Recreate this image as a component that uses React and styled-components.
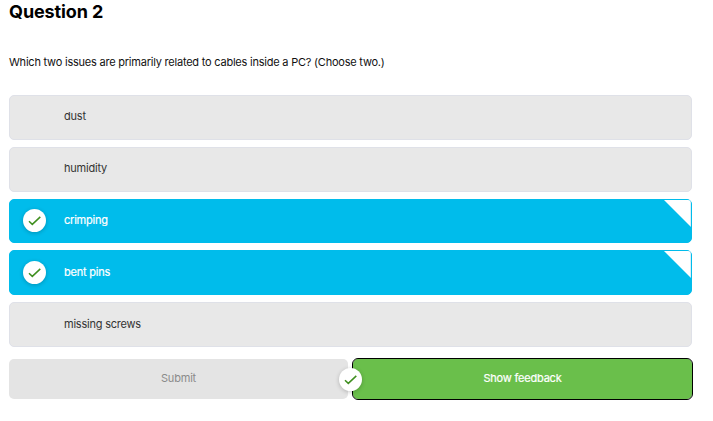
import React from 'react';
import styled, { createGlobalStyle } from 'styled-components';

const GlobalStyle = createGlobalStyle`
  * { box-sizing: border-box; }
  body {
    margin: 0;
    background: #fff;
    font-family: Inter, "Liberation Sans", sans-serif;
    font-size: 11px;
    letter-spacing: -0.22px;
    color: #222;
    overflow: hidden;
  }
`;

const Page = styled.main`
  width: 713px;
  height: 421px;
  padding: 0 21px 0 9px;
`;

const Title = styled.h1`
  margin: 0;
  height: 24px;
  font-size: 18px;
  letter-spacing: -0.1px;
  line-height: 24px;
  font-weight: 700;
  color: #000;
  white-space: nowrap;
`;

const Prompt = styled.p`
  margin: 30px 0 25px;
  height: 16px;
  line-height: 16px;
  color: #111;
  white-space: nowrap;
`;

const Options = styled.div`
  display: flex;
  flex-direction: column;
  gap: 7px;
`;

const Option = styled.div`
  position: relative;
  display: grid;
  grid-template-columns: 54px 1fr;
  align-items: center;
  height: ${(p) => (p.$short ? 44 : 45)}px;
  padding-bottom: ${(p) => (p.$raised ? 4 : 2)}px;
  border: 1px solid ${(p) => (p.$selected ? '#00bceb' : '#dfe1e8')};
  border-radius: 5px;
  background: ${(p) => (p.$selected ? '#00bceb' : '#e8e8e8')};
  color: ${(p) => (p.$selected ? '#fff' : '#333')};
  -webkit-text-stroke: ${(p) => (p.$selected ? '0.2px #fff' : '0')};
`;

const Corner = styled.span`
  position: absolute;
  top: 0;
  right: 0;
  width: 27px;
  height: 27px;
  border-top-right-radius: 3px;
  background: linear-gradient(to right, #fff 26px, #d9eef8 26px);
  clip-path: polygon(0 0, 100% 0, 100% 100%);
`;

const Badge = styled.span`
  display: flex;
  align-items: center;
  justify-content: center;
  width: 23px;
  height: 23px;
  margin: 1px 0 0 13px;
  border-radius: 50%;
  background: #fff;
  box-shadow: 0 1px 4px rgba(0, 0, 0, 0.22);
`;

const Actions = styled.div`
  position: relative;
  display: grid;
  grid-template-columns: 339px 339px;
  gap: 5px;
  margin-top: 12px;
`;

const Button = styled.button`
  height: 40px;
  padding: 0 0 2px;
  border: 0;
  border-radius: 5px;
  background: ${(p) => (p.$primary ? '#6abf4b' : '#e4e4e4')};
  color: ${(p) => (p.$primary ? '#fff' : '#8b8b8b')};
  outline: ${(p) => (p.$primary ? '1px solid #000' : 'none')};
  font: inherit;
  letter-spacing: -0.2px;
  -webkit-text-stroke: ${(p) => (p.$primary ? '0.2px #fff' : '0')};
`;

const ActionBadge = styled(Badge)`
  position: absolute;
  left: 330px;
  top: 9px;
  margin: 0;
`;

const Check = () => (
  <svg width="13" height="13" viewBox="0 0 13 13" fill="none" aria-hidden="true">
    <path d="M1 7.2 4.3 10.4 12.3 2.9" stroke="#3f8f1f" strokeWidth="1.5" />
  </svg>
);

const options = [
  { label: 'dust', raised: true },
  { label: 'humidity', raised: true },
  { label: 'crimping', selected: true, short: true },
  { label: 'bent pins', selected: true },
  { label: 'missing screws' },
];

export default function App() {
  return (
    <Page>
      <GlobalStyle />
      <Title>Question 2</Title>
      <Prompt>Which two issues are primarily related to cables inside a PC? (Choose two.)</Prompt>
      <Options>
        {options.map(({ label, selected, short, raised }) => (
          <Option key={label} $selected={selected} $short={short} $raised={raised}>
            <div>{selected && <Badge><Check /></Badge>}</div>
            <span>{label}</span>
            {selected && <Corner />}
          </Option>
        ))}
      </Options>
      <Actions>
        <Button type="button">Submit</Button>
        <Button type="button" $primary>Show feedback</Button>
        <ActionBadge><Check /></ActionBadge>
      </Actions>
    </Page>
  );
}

= = = =

Written exercise: Leaving out the pictures, repeat the data above exactly.

Exercise response:
Recreate this image as a component that uses React and styled-components.
import React from 'react';
import styled, { createGlobalStyle } from 'styled-components';

const GlobalStyle = createGlobalStyle`
  * { box-sizing: border-box; }
  body {
    margin: 0;
    background: #fff;
    font-family: Inter, "Liberation Sans", sans-serif;
    font-size: 11px;
    letter-spacing: -0.22px;
    color: #222;
    overflow: hidden;
  }
`;

const Page = styled.main`
  width: 713px;
  height: 421px;
  padding: 0 21px 0 9px;
`;

const Title = styled.h1`
  margin: 0;
  height: 24px;
  font-size: 18px;
  letter-spacing: -0.1px;
  line-height: 24px;
  font-weight: 700;
  color: #000;
  white-space: nowrap;
`;

const Prompt = styled.p`
  margin: 30px 0 25px;
  height: 16px;
  line-height: 16px;
  color: #111;
  white-space: nowrap;
`;

const Options = styled.div`
  display: flex;
  flex-direction: column;
  gap: 7px;
`;

const Option = styled.div`
  position: relative;
  display: grid;
  grid-template-columns: 54px 1fr;
  align-items: center;
  height: ${(p) => (p.$short ? 44 : 45)}px;
  padding-bottom: ${(p) => (p.$raised ? 4 : 2)}px;
  border: 1px solid ${(p) => (p.$selected ? '#00bceb' : '#dfe1e8')};
  border-radius: 5px;
  background: ${(p) => (p.$selected ? '#00bceb' : '#e8e8e8')};
  color: ${(p) => (p.$selected ? '#fff' : '#333')};
  -webkit-text-stroke: ${(p) => (p.$selected ? '0.2px #fff' : '0')};
`;

const Corner = styled.span`
  position: absolute;
  top: 0;
  right: 0;
  width: 27px;
  height: 27px;
  border-top-right-radius: 3px;
  background: linear-gradient(to right, #fff 26px, #d9eef8 26px);
  clip-path: polygon(0 0, 100% 0, 100% 100%);
`;

const Badge = styled.span`
  display: flex;
  align-items: center;
  justify-content: center;
  width: 23px;
  height: 23px;
  margin: 1px 0 0 13px;
  border-radius: 50%;
  background: #fff;
  box-shadow: 0 1px 4px rgba(0, 0, 0, 0.22);
`;

const Actions = styled.div`
  position: relative;
  display: grid;
  grid-template-columns: 339px 339px;
  gap: 5px;
  margin-top: 12px;
`;

const Button = styled.button`
  height: 40px;
  padding: 0 0 2px;
  border: 0;
  border-radius: 5px;
  background: ${(p) => (p.$primary ? '#6abf4b' : '#e4e4e4')};
  color: ${(p) => (p.$primary ? '#fff' : '#8b8b8b')};
  outline: ${(p) => (p.$primary ? '1px solid #000' : 'none')};
  font: inherit;
  letter-spacing: -0.2px;
  -webkit-text-stroke: ${(p) => (p.$primary ? '0.2px #fff' : '0')};
`;

const ActionBadge = styled(Badge)`
  position: absolute;
  left: 330px;
  top: 9px;
  margin: 0;
`;

const Check = () => (
  <svg width="13" height="13" viewBox="0 0 13 13" fill="none" aria-hidden="true">
    <path d="M1 7.2 4.3 10.4 12.3 2.9" stroke="#3f8f1f" strokeWidth="1.5" />
  </svg>
);

const options = [
  { label: 'dust', raised: true },
  { label: 'humidity', raised: true },
  { label: 'crimping', selected: true, short: true },
  { label: 'bent pins', selected: true },
  { label: 'missing screws' },
];

export default function App() {
  return (
    <Page>
      <GlobalStyle />
      <Title>Question 2</Title>
      <Prompt>Which two issues are primarily related to cables inside a PC? (Choose two.)</Prompt>
      <Options>
        {options.map(({ label, selected, short, raised }) => (
          <Option key={label} $selected={selected} $short={short} $raised={raised}>
            <div>{selected && <Badge><Check /></Badge>}</div>
            <span>{label}</span>
            {selected && <Corner />}
          </Option>
        ))}
      </Options>
      <Actions>
        <Button type="button">Submit</Button>
        <Button type="button" $primary>Show feedback</Button>
        <ActionBadge><Check /></ActionBadge>
      </Actions>
    </Page>
  );
}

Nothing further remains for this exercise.